LATAM Airlines Group posted record quarterly revenue during the three-month period ending in September, turning a $232 million profit – the airline’s fourth consecutive quarter in the black – as sales from passenger travel more than offset a decline in cargo revenue.
The Santiago-based carrier said on 31 October that its revenue for the third quarter reached $3.1 billion for the first time in the airline’s history, up 18.1% from the same period last year. Of that, passenger revenue accounted for $2.7 billion, rising 25.6% over the same three months in 2022. Cargo revenue fell 20% year on year.
LATAM’s capacity (measured in available seat kilometres) jumped 15.2% year on year, with international travel leading, up 29.2%.
The company’s executives express satisfaction with the airline’s achievements since emerging from Chapter 11 bankruptcy restructuring one year ago.
“On November 3, 2023, it will be one year since LATAM and certain of its affiliates successfully emerged from Chapter 11 proceedings,” chief financial officer Ramiro Alfonsin says. “In this regard, we have seen the exceptional resilience of the group and all of its employees. The results of these twelve months are a reflection of LATAM group’s value proposition, unique cost structure, healthy financial situation and leadership, both regionally and globally.”
LATAM and two of its regional airline peers – Aeromexico and Avianca – sought bankruptcy protection in mid-2020 as the Covid-19 global pandemic brought the industry to near-standstill. Unlike North American and European carriers, Latin American airlines did not receive sector-specific government financial aid to help weather the crisis.
“In that context, LATAM reported strong third-quarter results and reaffirms its updated full-year guidance, likely reaching the better end of the ranges,” Alfonsin adds.

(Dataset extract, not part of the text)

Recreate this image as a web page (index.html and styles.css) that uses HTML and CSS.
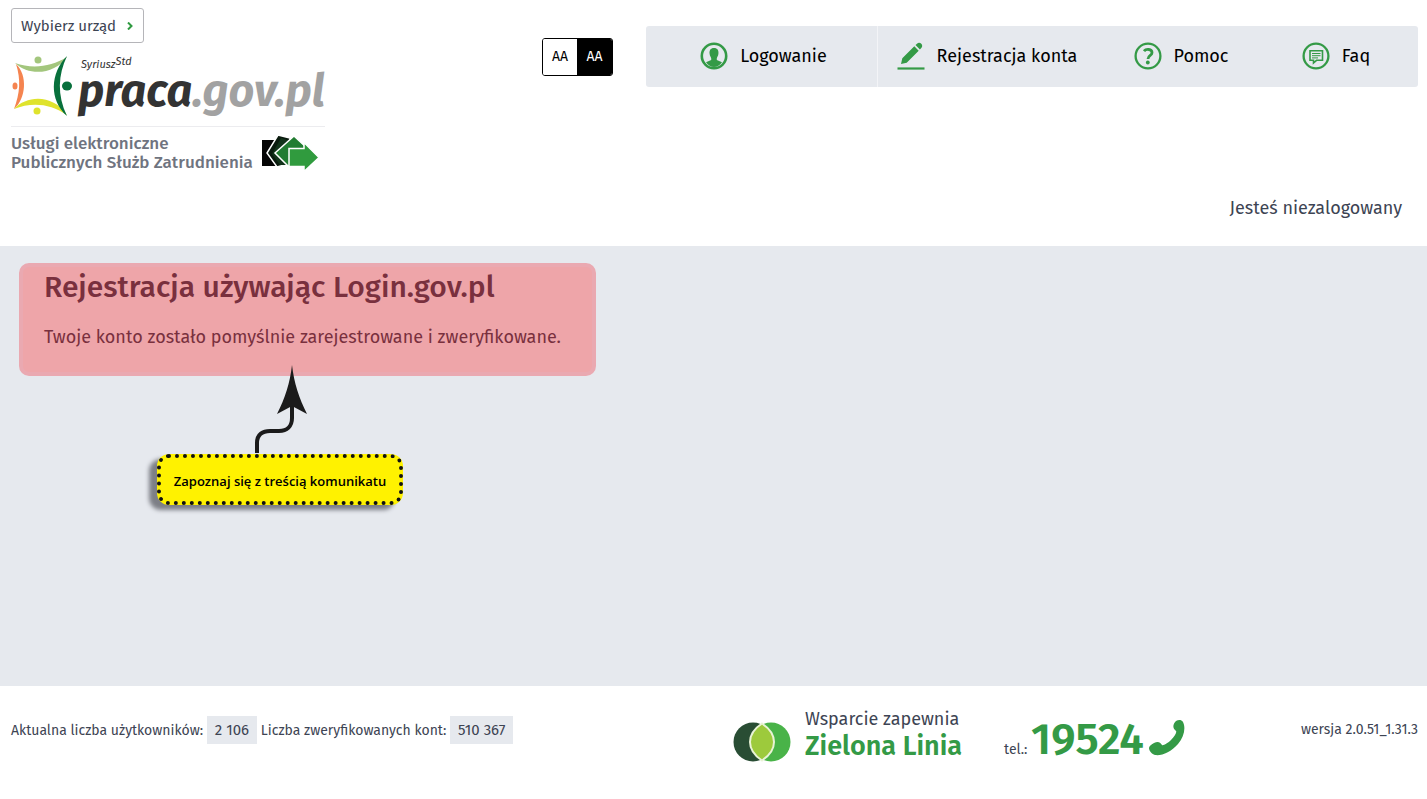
FILE: index.html
```html
<!DOCTYPE html>
<html lang="pl">
<head>
    <meta charset="utf-8">
    <meta name="viewport" content="width=device-width, initial-scale=1">
    <title>praca.gov.pl</title>
    <link rel="stylesheet" href="styles.css">
</head>
<body>
    <header class="header">
        <div class="brand">
            <button type="button" class="office-btn">Wybierz urząd
                <svg width="6" height="8" viewBox="0 0 6 8"><path d="M1 0.5L4.5 4L1 7.5" fill="none" stroke="#2f9a41" stroke-width="2"/></svg>
            </button>
            <a href="#" class="logo">
                <svg class="logo-mark" width="64" height="64" viewBox="0 0 64 64">
                    <path d="M4 8C21 14 40 12 56 2C44 19 19 22 4 8Z" fill="#a3c67d"/>
                    <path d="M5 9C17 20 15 44 3 54C9 38 10 25 5 9Z" fill="#f58450"/>
                    <path d="M3 54C16 40 42 39 56 60C39 48 20 47 3 54Z" fill="#dfe32d"/>
                    <path d="M56 1C47 20 46 40 56 61C38 45 39 18 56 1Z" fill="#08703c"/>
                    <circle cx="27" cy="5" r="3.5" fill="#a3c67d"/>
                    <ellipse cx="4" cy="31" rx="2.5" ry="3.5" fill="#f58450"/>
                    <circle cx="26" cy="56" r="3.5" fill="#dfe32d"/>
                    <ellipse cx="56" cy="31" rx="5" ry="4.5" fill="#08703c"/>
                </svg>
                <span class="logo-text">
                    <span class="logo-small">Syriusz<sup>Std</sup></span>
                    <span class="logo-name">praca<span>.gov.pl</span></span>
                </span>
            </a>
            <div class="tagline">
                <p>Usługi elektroniczne<br>Publicznych Służb Zatrudnienia</p>
                <svg width="57" height="38" viewBox="0 0 57 38">
                    <path d="M0 6H14V32H0Z" fill="#050505"/>
                    <path d="M16 1L28 4L26 30L15 33L5 19Z" fill="#0a1a0e" stroke="#fff" stroke-width="1.5"/>
                    <path d="M19 4L28 7L26 31L18 31L10 20Z" fill="#12331a"/>
                    <path d="M32 2L45 14V32H26L13 19Z" fill="#217c31" stroke="#fff" stroke-width="1.5"/>
                    <path d="M27 14.5H42V8.5L57 23.5L42 37.5V32.5H27Z" fill="#309b3e" stroke="#fff" stroke-width="1.5"/>
                </svg>
            </div>
        </div>
        <div class="tools">
            <div class="top-row">
                <div class="contrast">
                    <button type="button">AA</button>
                    <button type="button" class="dark">AA</button>
                </div>
                <nav class="menu">
                    <a href="#">
                        <svg width="28" height="28" viewBox="0 0 28 28">
                            <circle cx="14" cy="14" r="12.2" fill="none" stroke="#349a46" stroke-width="2.6"/>
                            <path d="M14 6C17.5 6 18.8 8.3 18.4 11.8C18.2 14 17.2 15 16.8 16.3V18L22 20.3C20 23.5 17 25 14 25S8 23.5 6 20.3L11.2 18V16.3C10.8 15 9.8 14 9.6 11.8C9.2 8.3 10.5 6 14 6Z" fill="#349a46"/>
                        </svg>
                        Logowanie
                    </a>
                    <a href="#" class="register">
                        <svg width="28" height="28" viewBox="0 0 28 28">
                            <path d="M4 22L5.3 16.3L17.3 4.3L21.7 8.7L9.7 20.7ZM18.5 3.1L20 1.7C21.2 0.5 23 0.5 24.3 1.7C25.5 3 25.5 4.8 24.3 6L22.9 7.5Z" fill="#349a46"/>
                            <path d="M0.5 26.5H27.5" stroke="#349a46" stroke-width="2.2"/>
                        </svg>
                        Rejestracja konta
                    </a>
                    <a href="#">
                        <svg width="28" height="28" viewBox="0 0 28 28">
                            <circle cx="14" cy="14" r="12.4" fill="none" stroke="#349a46" stroke-width="2.3"/>
                            <path d="M10 9.2C12 6.7 18 6.7 18 10.7C18 13.5 14 13.2 14 17" fill="none" stroke="#349a46" stroke-width="2.8"/>
                            <circle cx="13.8" cy="20.5" r="1.9" fill="#349a46"/>
                        </svg>
                        Pomoc
                    </a>
                    <a href="#">
                        <svg width="28" height="28" viewBox="0 0 28 28">
                            <circle cx="14" cy="14" r="12.4" fill="none" stroke="#349a46" stroke-width="2.3"/>
                            <path d="M8 8.8H20.5V18.3H14.5L11.5 21V18.3H8Z" fill="none" stroke="#349a46" stroke-width="1.6"/>
                            <path d="M10 11.5H18.5M10 13.7H18.5M10 15.9H16" stroke="#349a46"/>
                        </svg>
                        Faq
                    </a>
                </nav>
            </div>
            <p class="login-status">Jesteś niezalogowany</p>
        </div>
    </header>

    <main class="content">
        <section class="message">
            <h1>Rejestracja używając Login.gov.pl</h1>
            <p>Twoje konto zostało pomyślnie zarejestrowane i zweryfikowane.</p>
        </section>
        <div class="callout">
            <svg class="callout-arrow" width="54" height="90" viewBox="0 0 54 90">
                <path d="M4 88V78C4 69 10 66 17 66H26C34 66 39 61 39 53V36" fill="none" stroke="#1b1b1b" stroke-width="4"/>
                <path d="M39 0C41 18 46 33 54 49L39 41L24 49C32 33 37 18 39 0Z" fill="#1b1b1b"/>
            </svg>
            Zapoznaj się z treścią komunikatu
        </div>
    </main>

    <footer class="footer">
        <p class="stats">
            Aktualna liczba użytkowników: <span>2 106</span>
            Liczba zweryfikowanych kont: <span>510 367</span>
        </p>
        <div class="support">
            <svg class="support-mark" width="58" height="40" viewBox="0 0 58 40">
                <circle cx="20" cy="20" r="19.5" fill="#294d34"/>
                <circle cx="38" cy="20" r="19.5" fill="#49b348"/>
                <path d="M29 1.5C45 12 45 28 29 38.5C13 28 13 12 29 1.5Z" fill="#9dca3c" stroke="#e9f3d5" stroke-width="2"/>
            </svg>
            <p class="support-name">Wsparcie zapewnia<strong>Zielona Linia</strong></p>
            <p class="phone">tel.: <strong>19524</strong></p>
            <svg class="handset" width="36" height="36" viewBox="0 0 36 36">
                <path d="M27 1C29 0 32 -1 34 2C37 8 35 17 29 24C22 32 13 36 6 35C3 34 0 31 0 28C0 26 2 25 5 23C9 21 11 22 13 25C14 26 19 23 22 20C26 16 28 12 27 11C23 8 24 4 27 1Z" fill="#349a46"/>
            </svg>
        </div>
        <p class="version">wersja 2.0.51_1.31.3</p>
    </footer>
</body>
</html>
```
FILE: styles.css
```css
* {
    box-sizing: border-box;
    margin: 0;
    padding: 0;
}
body {
    display: flex;
    flex-direction: column;
    min-height: 100vh;
    background: #fff;
    color: #3d4453;
    font-family: "Fira Sans", "Noto Sans", sans-serif;
    font-size: 18px;
}
a {
    color: inherit;
    text-decoration: none;
}
button {
    font: inherit;
    cursor: pointer;
}
svg {
    display: block;
    flex: none;
}

/* header */
.header {
    display: flex;
    justify-content: space-between;
    padding: 8px 9px 25px 11px;
}
.office-btn {
    display: flex;
    align-items: center;
    justify-content: space-between;
    width: 133px;
    height: 35px;
    padding: 0 10px 0 9px;
    border: 1px solid #b5b5b9;
    border-radius: 3px;
    background: #fff;
    color: #3d4453;
    font-size: 15px;
}
.logo {
    display: flex;
    height: 84px;
    padding-top: 12px;
    border-bottom: 1px solid #ececef;
}
.logo-text {
    display: flex;
    flex-direction: column;
    padding-left: 3px;
    font-style: italic;
}
.logo-small {
    padding-left: 3px;
    color: #333;
    font-size: 11px;
    line-height: 20px;
}
.logo-small sup {
    font-size: 11px;
    line-height: 0;
    vertical-align: 3px;
}
.logo-name {
    color: #333;
    font-size: 45px;
    font-weight: bold;
    line-height: 32px;
}
.logo-name span {
    color: #a2a2a2;
}
.tagline {
    display: flex;
    align-items: center;
    gap: 9px;
    padding-top: 7px;
    color: #6f7480;
    font-size: 17px;
    font-weight: 500;
    line-height: 19px;
}
.tools {
    padding-top: 18px;
}
.top-row {
    display: flex;
    align-items: center;
    gap: 33px;
}
.contrast {
    display: flex;
    border: 1px solid #000;
    border-radius: 3px;
    overflow: hidden;
}
.contrast button {
    width: 34px;
    height: 36px;
    border: 0;
    background: #fff;
    color: #000;
    font-size: 14px;
}
.contrast .dark {
    width: 35px;
    background: #000;
    color: #fff;
}
.menu {
    display: grid;
    grid-template-columns: 232px 230px 146px 164px;
    height: 61px;
    border-radius: 3px;
    background: #e6e9ee;
    color: #000;
}
.menu a {
    display: flex;
    align-items: center;
    justify-content: center;
    gap: 12px;
    padding-bottom: 2px;
}
.menu a:first-child {
    padding-left: 4px;
    border-right: 1px solid #f3f4f7;
}
.menu .register {
    padding-right: 12px;
}
.login-status {
    padding: 108px 16px 0 0;
    line-height: 26px;
    text-align: right;
}

/* message */
.content {
    flex: 1;
    padding: 17px 19px;
    background: #e6e9ee;
}
.message {
    max-width: 577px;
    min-height: 113px;
    padding: 2px 0 0 21px;
    border: 4px solid #eaa9b1;
    border-radius: 10px;
    background: #eea5a9;
    color: #79303e;
}
.message h1 {
    font-size: 30px;
    font-weight: 500;
    line-height: 36px;
}
.message p {
    padding-top: 19px;
    line-height: 26px;
}
.callout {
    position: relative;
    width: 246px;
    margin: 78px 0 0 138px;
    padding-top: 3px;
    border: 4px dotted #111;
    border-radius: 12px;
    background: #fff200;
    box-shadow: -8px 5px 4px #7d7f86;
    color: #000;
    font-family: "Open Sans", sans-serif;
    font-size: 13px;
    font-weight: 600;
    line-height: 40px;
    text-align: center;
}
.callout-arrow {
    position: absolute;
    bottom: 46px;
    left: 92px;
}

/* footer */
.footer {
    display: grid;
    grid-template-columns: 722fr 453fr 232fr;
    padding: 22px 9px 17px 11px;
    font-size: 14px;
    line-height: 28px;
}
.stats,
.version {
    padding-top: 8px;
}
.stats span {
    display: inline-block;
    padding: 0 8px;
    background: #e6e9ee;
    font-size: 15px;
}
.support {
    display: flex;
    align-items: flex-start;
}
.support-mark {
    margin-top: 14px;
}
.support-name {
    padding-left: 14px;
    font-size: 18px;
    line-height: 22px;
}
.support-name strong {
    display: block;
    color: #349a46;
    font-size: 27px;
    font-weight: 600;
    line-height: 32px;
}
.phone {
    padding-left: 42px;
    line-height: 64px;
    white-space: nowrap;
}
.phone strong {
    color: #349a46;
    font-size: 44px;
    font-weight: 600;
}
.handset {
    margin: 12px 0 0 5px;
}
.version {
    text-align: right;
}
```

The company’s financial performance “has been progressively improving thanks to systematic work toward a long-term vision”.
LATAM’s load factor was 85.3% in the quarter, up 2.4 percentage points year on year, while it filled 87% of seats on international flights, the company says.
“International leads in strength vis-a-vis other segments,” adds chief executive Roberto Alvo. Within that segment, international long-haul travel is “slightly better” than international regional travel.
“The load factors are in the highest part of the 80’s and we expect to see these trends continue,” he says. “I am proud of where we are and we look forward to building on this.”
The carrier ended the third quarter with 321 aircraft in its fleet, including 245 Airbus narrowbodies, 58 Boeing widebodies and 18 Boeing freighters.
The group received four 787s, three A320neos, three Airbus A320s and its first Airbus A321neo during the quarter. The company says it used 49% sustainable aviation fuel (SAF) for the A321neo delivery flight from Hamburg, Germany. LATAM has committed to using 5% SAF for all of its flights by 2030.
The group recently ordered 13 additional A321neos, bringing its total orders to 76 of the type. Including other variants, LATAM holds orders for 111 A320-family jets. It expects to end the year with 334 aircraft, rising to 335 in 2024 and 341 in 2025.
Alfonsin says the company’s joint venture, started one year ago, with US carrier Delta Air Lines is developing as planned. ”We have grown connectivity in key hubs, launched several new routes and expect more from this partnership,” he says.
Executives warn LATAM’s operation may suffer from Pratt & Whitney’s recall, disclosed earlier this year, of thousands of PW1100G geared turbofan (GTF) engines, which power A320neo-family jets. The turbofans’ disks must be inspected or replaced due to an improper manufacturing process involving powdered metal.
The issue will force airlines globally to ground hundreds of jets at any given time, significantly impacting the aviation industry.
LATAM has 20 A321neos with PW1100Gs, says Alfonsin.
“This is still an evolving situation, and discussions are still ongoing to assess the potential impact that we will have,” he adds, saying LATAM may mitigate impacts by flying some first-generation A320-family jets longer than previously planned. “We think we will be able to mitigate and not disrupt the capacity plan that we have in 2024.”